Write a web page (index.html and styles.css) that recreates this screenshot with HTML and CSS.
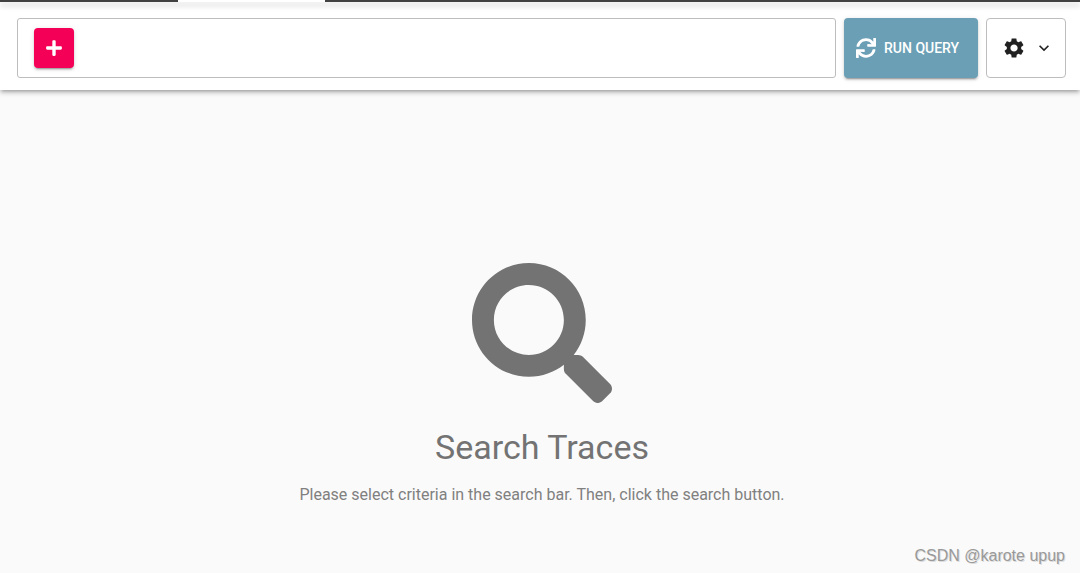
FILE: index.html
```
<!DOCTYPE html>
<html lang="en">

<head>
    <meta charset="utf-8">
    <title>Search Traces</title>
    <link rel="stylesheet" href="styles.css">
</head>

<body>
    <div class="tabStrip"><div class="activeTab"></div></div>
    <header class="toolbar">
        <div class="searchBar">
            <button class="addButton" aria-label="Add criterion">
                <svg width="16" height="18" viewBox="0 0 448 512"><path d="M416 208H272V64c0-17.67-14.33-32-32-32h-32c-17.67 0-32 14.33-32 32v144H32c-17.67 0-32 14.33-32 32v32c0 17.67 14.33 32 32 32h144v144c0 17.67 14.33 32 32 32h32c17.67 0 32-14.33 32-32V304h144c17.67 0 32-14.33 32-32v-32c0-17.67-14.33-32-32-32z"/></svg>
            </button>
        </div>
        <button class="runButton">
            <svg width="20" height="20" viewBox="0 0 512 512"><path d="M440.65 12.57l4 82.77A247.16 247.16 0 0 0 255.83 8C134.73 8 33.91 94.92 12.29 209.82A12 12 0 0 0 24.09 224h49.05a12 12 0 0 0 11.67-9.26 175.91 175.91 0 0 1 317-56.94l-101.46-4.86a12 12 0 0 0-12.57 12v47.41a12 12 0 0 0 12 12H500a12 12 0 0 0 12-12V12a12 12 0 0 0-12-12h-47.37a12 12 0 0 0-11.98 12.57zM255.83 432a175.61 175.61 0 0 1-146-77.8l101.8 4.87a12 12 0 0 0 12.57-12v-47.4a12 12 0 0 0-12-12H12a12 12 0 0 0-12 12V500a12 12 0 0 0 12 12h47.35a12 12 0 0 0 12-12.6l-4.15-82.57A247.17 247.17 0 0 0 255.83 504c121.11 0 221.93-86.92 243.55-201.82a12 12 0 0 0-11.8-14.18h-49.05a12 12 0 0 0-11.67 9.26A175.86 175.86 0 0 1 255.83 432z"/></svg>
            <span>RUN QUERY</span>
        </button>
        <button class="settingsButton" aria-label="Settings">
            <svg width="24" height="24" viewBox="0 0 24 24"><path d="M19.14 12.94c.04-.3.06-.61.06-.94 0-.32-.02-.64-.07-.94l2.03-1.58c.18-.14.23-.41.12-.61l-1.92-3.32c-.12-.22-.37-.29-.59-.22l-2.39.96c-.5-.38-1.03-.7-1.62-.94l-.36-2.54c-.04-.24-.24-.41-.48-.41h-3.84c-.24 0-.43.17-.47.41l-.36 2.54c-.59.24-1.13.57-1.62.94l-2.39-.96c-.22-.08-.47 0-.59.22L2.74 8.87c-.12.21-.08.47.12.61l2.03 1.58c-.05.3-.09.63-.09.94s.02.64.07.94l-2.03 1.58c-.18.14-.23.41-.12.61l1.92 3.32c.12.22.37.29.59.22l2.39-.96c.5.38 1.03.7 1.62.94l.36 2.54c.05.24.24.41.48.41h3.84c.24 0 .44-.17.47-.41l.36-2.54c.59-.24 1.13-.56 1.62-.94l2.39.96c.22.08.47 0 .59-.22l1.92-3.32c.12-.22.07-.47-.12-.61l-2.01-1.58zM12 15.6c-1.98 0-3.6-1.62-3.6-3.6s1.62-3.6 3.6-3.6 3.6 1.62 3.6 3.6-1.62 3.6-3.6 3.6z"/></svg>
            <svg width="20" height="20" viewBox="0 0 24 24"><path d="M7.41 8.59L12 13.17l4.59-4.58L18 10l-6 6-6-6 1.41-1.41z"/></svg>
        </button>
    </header>
    <main class="content">
        <svg width="140" height="140" viewBox="0 0 512 512"><path d="M505 442.7L405.3 343c-4.5-4.5-10.6-7-17-7H372c27.6-35.3 44-79.7 44-128C416 93.1 322.9 0 208 0S0 93.1 0 208s93.1 208 208 208c48.3 0 92.7-16.4 128-44v16.3c0 6.4 2.5 12.5 7 17l99.7 99.7c9.4 9.4 24.6 9.4 33.9 0l28.3-28.3c9.4-9.4 9.4-24.6.1-34zM208 336c-70.7 0-128-57.2-128-128 0-70.7 57.2-128 128-128 70.7 0 128 57.2 128 128 0 70.7-57.2 128-128 128z"/></svg>
        <h1>Search Traces</h1>
        <p>Please select criteria in the search bar. Then, click the search button.</p>
    </main>
    <footer class="watermark">CSDN @karote upup</footer>
</body>

</html>
```
FILE: styles.css
```
* {
    box-sizing: border-box;
}
body {
    display: flex;
    flex-direction: column;
    min-height: 100vh;
    margin: 0;
    background-color: #fafafa;
    font-family: Roboto, sans-serif;
}
svg {
    flex-shrink: 0;
    fill: currentColor;
}
button {
    display: flex;
    align-items: center;
    border: none;
    border-radius: 4px;
    font-family: inherit;
    cursor: pointer;
}
.tabStrip {
    position: relative;
    z-index: 1;
    height: 2px;
    padding-left: 178px;
    background-color: #424242;
    box-shadow: 0 2px 4px -1px rgba(0, 0, 0, 0.2), 0 4px 5px rgba(0, 0, 0, 0.14), 0 1px 10px rgba(0, 0, 0, 0.12);
}
.activeTab {
    width: 147px;
    height: 2px;
    background-color: #fff;
}
.toolbar {
    display: flex;
    gap: 8px;
    padding: 16px 14px 12px 17px;
    background-color: #fff;
    box-shadow: 0 3px 3px -2px rgba(0, 0, 0, 0.2), 0 3px 4px rgba(0, 0, 0, 0.14), 0 1px 8px rgba(0, 0, 0, 0.12);
}
.searchBar {
    display: flex;
    flex: 1;
    align-items: center;
    height: 60px;
    padding: 0 16px;
    border: 1px solid #bdbdbd;
    border-radius: 3px;
}
.addButton {
    justify-content: center;
    width: 40px;
    height: 40px;
    padding: 0;
    background-color: #f50057;
    color: #fff;
    box-shadow: 0 3px 1px -2px rgba(0, 0, 0, 0.2), 0 2px 2px rgba(0, 0, 0, 0.14), 0 1px 5px rgba(0, 0, 0, 0.12);
}
.runButton {
    gap: 8px;
    min-width: 134px;
    height: 60px;
    padding: 0 12px;
    background-color: #6b9fb5;
    color: #fff;
    font-size: 14px;
    font-weight: 500;
    box-shadow: 0 3px 1px -2px rgba(0, 0, 0, 0.2), 0 2px 2px rgba(0, 0, 0, 0.14), 0 1px 5px rgba(0, 0, 0, 0.12);
}
.settingsButton {
    gap: 8px;
    height: 60px;
    padding: 0 11px 0 15px;
    border: 1px solid #bdbdbd;
    background-color: #fff;
    color: #212121;
}
.content {
    display: flex;
    flex: 1;
    flex-direction: column;
    align-items: center;
    justify-content: center;
    padding: 136px 0 0 4px;
    color: #737373;
}
h1 {
    margin: 24px 0 16px;
    font-size: 34px;
    font-weight: 400;
    line-height: 40px;
}
p {
    margin: 0;
    color: #808080;
    font-size: 16px;
    line-height: 24px;
}
.watermark {
    padding: 0 15px 5px;
    color: #999;
    font: 16px/24px "Liberation Sans", sans-serif;
    text-align: right;
    text-shadow: 1px 1px 0 #ddd;
}
```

====

§ Task: Identify the lines above with the word "index". Copy them.

§ Worked solution:
Write a web page (index.html and styles.css) that recreates this screenshot with HTML and CSS.
FILE: index.html
    z-index: 1;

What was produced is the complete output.